_PROMPT_
Gather the lines that hold the string "table".

◇ ◇ ◇ ◇

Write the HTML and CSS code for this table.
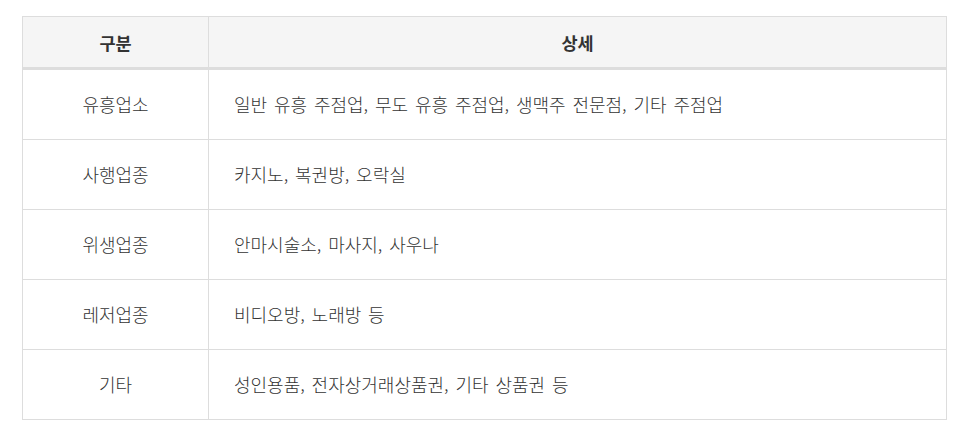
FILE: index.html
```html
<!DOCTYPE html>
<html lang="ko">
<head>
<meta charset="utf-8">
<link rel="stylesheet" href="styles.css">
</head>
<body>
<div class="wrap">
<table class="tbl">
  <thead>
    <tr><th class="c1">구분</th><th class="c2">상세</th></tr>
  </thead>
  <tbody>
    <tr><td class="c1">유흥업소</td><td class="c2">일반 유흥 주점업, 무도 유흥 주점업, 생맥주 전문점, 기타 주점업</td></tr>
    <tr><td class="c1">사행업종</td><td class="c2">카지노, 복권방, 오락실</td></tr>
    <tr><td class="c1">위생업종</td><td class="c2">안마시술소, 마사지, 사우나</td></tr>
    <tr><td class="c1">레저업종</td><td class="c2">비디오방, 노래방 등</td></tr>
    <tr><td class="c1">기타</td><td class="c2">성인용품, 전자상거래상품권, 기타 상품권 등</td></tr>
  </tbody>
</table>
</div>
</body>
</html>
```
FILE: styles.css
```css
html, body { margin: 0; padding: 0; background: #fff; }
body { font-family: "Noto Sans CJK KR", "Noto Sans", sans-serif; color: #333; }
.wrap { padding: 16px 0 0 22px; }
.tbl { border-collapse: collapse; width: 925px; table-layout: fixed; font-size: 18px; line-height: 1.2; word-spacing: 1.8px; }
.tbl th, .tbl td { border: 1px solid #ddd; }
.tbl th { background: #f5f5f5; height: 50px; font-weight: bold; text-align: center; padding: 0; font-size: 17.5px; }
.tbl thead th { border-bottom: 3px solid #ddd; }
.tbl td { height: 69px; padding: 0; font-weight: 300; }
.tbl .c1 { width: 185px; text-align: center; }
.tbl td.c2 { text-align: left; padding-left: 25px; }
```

◇ ◇ ◇ ◇

_SOLUTION_
Write the HTML and CSS code for this table.
<table class="tbl">
</table>
.tbl { border-collapse: collapse; width: 925px; table-layout: fixed; font-size: 18px; line-height: 1.2; word-spacing: 1.8px; }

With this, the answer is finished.